FOR IMMEDIATE RELEASE
Monday, September 27, 2010
CONTACT OFFICE OF PUBLIC AFFAIRS
Commerce Secretary also announces availability of funding for fishery research
U.S. Commerce Secretary Gary Locke traveled to Boston, Mass., and Portland, Maine, today to meet with local fishermen and elected officials to discuss the review of enforcement cases and changes he made to the Asset Forfeiture Fund. Locke announced the launch of an e-hotline to report unfair enforcement actions or other breaches of conduct by NOAA enforcement agents or attorneys. This Enforcement Complaint e-Hotline – found on www.noaa.gov  – will allow stakeholders to anonymously report any issues directly to NOAA Headquarters.
“NOAA is committed to improving its communications with its constituents and stakeholders, even if it means hearing criticism,” Locke said. “Any complaints received will be reviewed and, as necessary, investigated further. This e-hotline provides the fishing community a mechanism for raising issues about NOAA law enforcement without fear of reprisal.”
“I want to thank Secretary Locke for meeting directly with members of the Massachusetts fishing industry and for talking candidly about the sense of urgency that the fleets are feeling because of changes in rules and because of experiences with the enforcement authorities at NOAA. The Secretary has taken some action to reform the enforcement processes at NOAA and to assure that there is a way for those who have been aggrieved to have their cases reconsidered and I know that there was appreciation within the room and among the fleet for that,” Patrick said. “We need action as well on the catch limits and we need it now. We’ve been talking about this for some while about how we need to find a way to really acknowledge the joint interests of conservationists and those in the fishing industry and having a sustainable stock around fishing. That has to be based on cooperative science, and Secretary Locke is providing us with resources to enable us to get on with that.”
“I welcome this step to provide fairness in law enforcement and I thank Secretary Locke for his leadership,” said Frank. “But we still must address the vital issue of low catch allocations in the ground fish industry, and I will continue to work with the Secretary to fix this problem.”
"I'm so glad the Secretary got to hear from innovative Maine fishermen – who are leaders in New England – on what further steps we should take to address serious problems in fisheries enforcement," said Pingree. "Improving trust between fishermen and fisheries managers is absolutely critical to the future of our coastal communities.
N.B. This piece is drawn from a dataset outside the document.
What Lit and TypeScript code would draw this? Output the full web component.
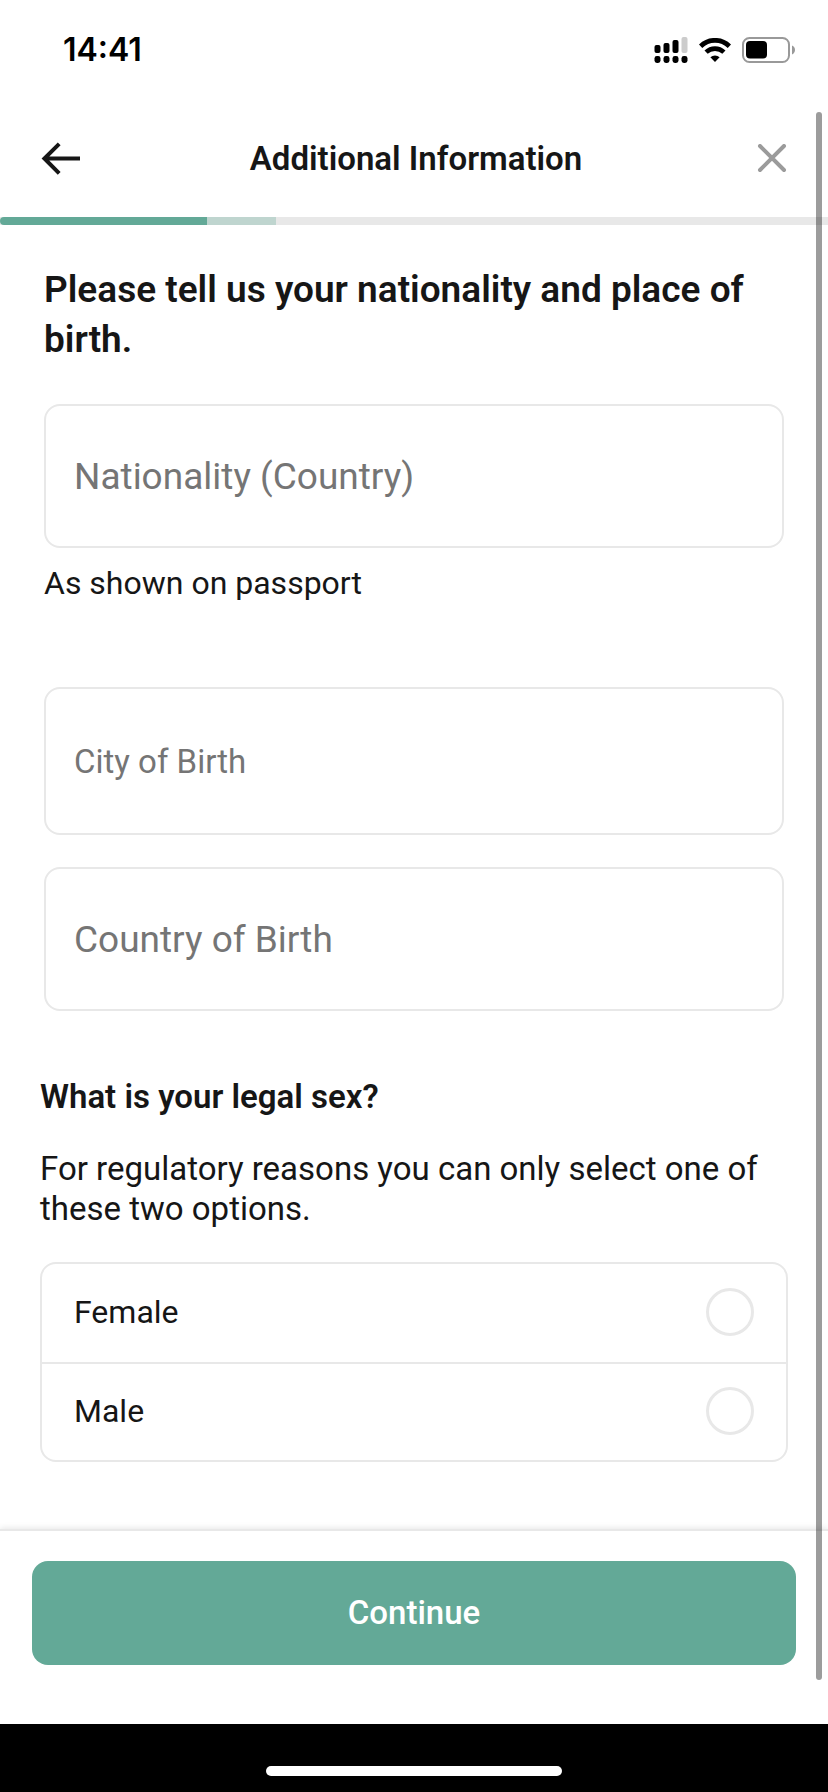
import { LitElement, html, css } from "lit";
import { customElement, state } from "lit/decorators.js";

@customElement("status-bar")
class StatusBar extends LitElement {
  static styles = css`
    :host {
      display: flex;
      align-items: center;
      justify-content: space-between;
      height: 100px;
      padding: 0 33px 0 63px;
      color: #000;
    }
    .time {
      font-family: Inter, sans-serif;
      font-size: 32px;
      line-height: 40px;
      font-weight: 600;
    }
    .icons {
      display: flex;
      align-items: center;
      gap: 11px;
    }
    svg {
      display: block;
    }
  `;

  render() {
    return html`
      <span class="time">14:41</span>
      <div class="icons">
        <svg width="34" height="26" viewBox="0 0 34 26" aria-label="Signal">
          <rect x="0.5" y="8" width="6" height="8" rx="2" />
          <rect x="9.5" y="6" width="6" height="10" rx="2" />
          <rect x="18.5" y="3" width="6" height="13" rx="2" />
          <rect x="27.5" y="0" width="6" height="16" rx="2" fill="#ccc" />
          <rect x="0.5" y="19" width="6" height="7" rx="2.4" />
          <rect x="9.5" y="19" width="6" height="7" rx="2.4" />
          <rect x="18.5" y="19" width="6" height="7" rx="2.4" />
          <rect x="27.5" y="19" width="6" height="7" rx="2.4" />
        </svg>
        <svg width="32" height="24" viewBox="0 0 32 24" aria-label="Wi-Fi">
          <path d="M1.6 8.2a20.6 20.6 0 0 1 28.8 0" fill="none" stroke="#000" stroke-width="4.8" />
          <path d="M7.1 14.2a12.8 12.8 0 0 1 17.8 0" fill="none" stroke="#000" stroke-width="4.6" />
          <path d="M11.4 19.2a6.8 6.8 0 0 1 9.2 0L16 24z" />
        </svg>
        <svg width="53" height="26" viewBox="0 0 53 26" aria-label="Battery">
          <rect x="1" y="1" width="46" height="24" rx="6.5" fill="none" stroke="#999" stroke-width="2" />
          <rect x="4" y="4" width="21" height="17.5" rx="4" />
          <path d="M50 8.6c4 1.6 4 7.2 0 8.8z" fill="#999" />
        </svg>
      </div>
    `;
  }
}

@customElement("app-root")
class AppRoot extends LitElement {
  @state() private sex = "";

  private progress = 25;
  private upcoming = 8.33;

  static styles = css`
    :host {
      display: flex;
      flex-direction: column;
      position: relative;
      min-height: 100vh;
      background: #fff;
      color: #161616;
      font-family: Roboto, sans-serif;
      font-size: 33px;
      line-height: 40px;
    }
    * {
      box-sizing: border-box;
    }
    h1,
    h2,
    p,
    fieldset {
      margin: 0;
      padding: 0;
      border: 0;
      min-width: 0;
    }
    input,
    button {
      font: inherit;
      color: inherit;
      margin: 0;
    }
    .header {
      display: grid;
      grid-template-columns: 48px 1fr 48px;
      align-items: center;
      height: 117px;
      padding: 0 32px 0 36px;
    }
    .title {
      font-size: 33px;
      line-height: 40px;
      font-weight: 600;
      text-align: center;
    }
    .icon-button {
      display: grid;
      place-items: center;
      width: 48px;
      height: 48px;
      padding: 0;
      border: 0;
      background: none;
      cursor: pointer;
    }
    .progress {
      display: flex;
      height: 8px;
      background: #e8e8e8;
    }
    .done {
      background: #63a997;
      border-radius: 4px 0 0 4px;
    }
    .upcoming {
      background: #bfd5cf;
    }
    .form {
      flex: 1;
      display: flex;
      flex-direction: column;
      padding: 40px 40px 64px;
    }
    .birth {
      display: flex;
      flex-direction: column;
      padding: 0 4px;
    }
    .heading {
      font-size: 37px;
      line-height: 50px;
      font-weight: 600;
      margin-bottom: 39px;
    }
    .field {
      width: 100%;
      height: 144px;
      padding: 0 28px;
      border: 2px solid #e8e8e8;
      border-radius: 16px;
      background: #fff;
      font-size: 37px;
      outline-color: #63a997;
    }
    .field::placeholder {
      color: #757575;
      opacity: 1;
    }
    .field.compact {
      height: 148px;
      font-size: 33px;
    }
    .hint {
      margin: 15px 0 84px;
      font-size: 32px;
    }
    .stack {
      display: grid;
      gap: 32px;
    }
    .question {
      margin-top: 66px;
      font-size: 33px;
      line-height: 40px;
      font-weight: 600;
    }
    .note {
      margin: 32px 0 33px;
    }
    .options {
      border: 2px solid #e8e8e8;
      border-radius: 16px;
      font-size: 32px;
    }
    .option {
      display: flex;
      align-items: center;
      justify-content: space-between;
      height: 98px;
      padding: 0 32px 2px;
      cursor: pointer;
    }
    .option + .option {
      border-top: 2px solid #e8e8e8;
    }
    .radio {
      appearance: none;
      width: 48px;
      height: 48px;
      border: 3px solid #e8e8e8;
      border-radius: 50%;
      background: #fff;
      cursor: pointer;
    }
    .radio:checked {
      border: 14px solid #63a997;
    }
    .footer {
      padding: 30px 32px 59px;
      border-top: 2px solid #e8e8e8;
      background: #fff;
      box-shadow: 0 -1px 6px rgba(0, 0, 0, 0.1);
    }
    .continue {
      display: block;
      width: 100%;
      height: 104px;
      border: 0;
      border-radius: 16px;
      background: #63a997;
      color: #fff;
      font-weight: 500;
      cursor: pointer;
    }
    .home {
      display: flex;
      justify-content: center;
      align-items: flex-end;
      height: 68px;
      padding-bottom: 16px;
      background: #000;
    }
    .pill {
      width: 296px;
      height: 10px;
      border-radius: 5px;
      background: #fff;
    }
    .scrollbar {
      position: absolute;
      top: 112px;
      right: 6px;
      bottom: 112px;
      width: 6px;
      border-radius: 3px;
      background: rgba(0, 0, 0, 0.39);
      pointer-events: none;
    }
  `;

  private option(value: string) {
    return html`
      <label class="option">
        <span>${value}</span>
        <input
          class="radio"
          type="radio"
          name="sex"
          .value=${value}
          .checked=${this.sex === value}
          @change=${() => (this.sex = value)}
        />
      </label>
    `;
  }

  render() {
    return html`
      <status-bar></status-bar>
      <header class="header">
        <button class="icon-button" aria-label="Back">
          <svg width="40" height="34" viewBox="0 0 40 34" fill="none" stroke="#161616" stroke-width="4">
            <path d="M40 16.5H4M19.2 1.8L4.4 16.5L19.2 31.4" />
          </svg>
        </button>
        <h1 class="title">Additional Information</h1>
        <button class="icon-button" aria-label="Close">
          <svg width="30" height="30" viewBox="0 0 30 30" stroke="#9b9b9b" stroke-width="4" stroke-linecap="round">
            <path d="M3 2L27 26M27 2L3 26" />
          </svg>
        </button>
      </header>
      <div class="progress" role="progressbar" aria-label="Progress" aria-valuenow=${this.progress}>
        <div class="done" style="width:${this.progress}%"></div>
        <div class="upcoming" style="width:${this.upcoming}%"></div>
      </div>
      <main class="form">
        <section class="birth">
          <h2 class="heading">Please tell us your nationality and place of birth.</h2>
          <input class="field" type="text" aria-label="Nationality (Country)" aria-describedby="hint" placeholder="Nationality (Country)" />
          <p class="hint" id="hint">As shown on passport</p>
          <div class="stack">
            <input class="field compact" type="text" aria-label="City of Birth" placeholder="City of Birth" />
            <input class="field" type="text" aria-label="Country of Birth" placeholder="Country of Birth" />
          </div>
        </section>
        <h2 class="question" id="question">What is your legal sex?</h2>
        <p class="note">For regulatory reasons you can only select one of these two options.</p>
        <fieldset class="options" aria-labelledby="question">
          ${this.option("Female")} ${this.option("Male")}
        </fieldset>
      </main>
      <footer class="footer">
        <button class="continue">Continue</button>
      </footer>
      <div class="home"><div class="pill"></div></div>
      <div class="scrollbar"></div>
    `;
  }
}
Both the changes to ensure unbiased enforcement and the cooperative research funding announced today will make great strides in that direction."
Last Thursday, Locke announced sweeping reforms to increase accountability, and strengthen the public’s trust in NOAA’s Office of Law Enforcement and the General Counsel for Enforcement and Litigation. Locke appointed Judge Charles Swartwood as a Special Master to review enforcement cases the Commerce Department’s Inspector General identified in its most recent report as problematic, some dating as far back as 2001. Locke also restricted use of the Asset Forfeiture Fund (AFF), effective immediately, to prevent abuse and increase transparency. The new policy prohibits 50 percent of the Fund’s historical uses.
"Fair and effective enforcement is critical to successful fishery management, vibrant coastal communities and stable economies,” Locke said. "That is why Dr. Lubchenco asked the Inspector General to conduct its review, and it is why she has acted aggressively to reform NOAA's enforcement program."
Locke, joined by Governor Deval Patrick and U.S. Rep. Barney Frank in Massachusetts and by U.S. Rep. Chellie Pingree in Maine, also announced more than $3 million in funding for cooperative research projects that will help New England fishermen reduce bycatch and participate in conservation research that benefits the industry and the fisheries.
“These funds will support a real-time network to help fishermen more easily find the fish they want to catch,” said Locke.
The eight research projects to be conducted jointly by 25 experts in academia, government and the commercial fishing industry will measurably improve the fishing industry’s ability to avoid catching unwanted animals, including those from fishery stocks with low annual catch limits. The awards also represent the next step in developing a regional network of experts who can sustain and advance gear designs that reduce waste and inefficiency in the region’s mixed-species fisheries.
“We put a premium on those projects best suited to building a strong, organized effort for the long haul, one that encourages broad, substantial fishing industry engagement in planning and conducting gear research,” Eric Schwaab, Assistant Administrator for NOAA Fisheries said. “An overarching goal of the awards is to establish a regional network of expertise that can be called on to take on similar projects in the future for all Northeast fisheries.”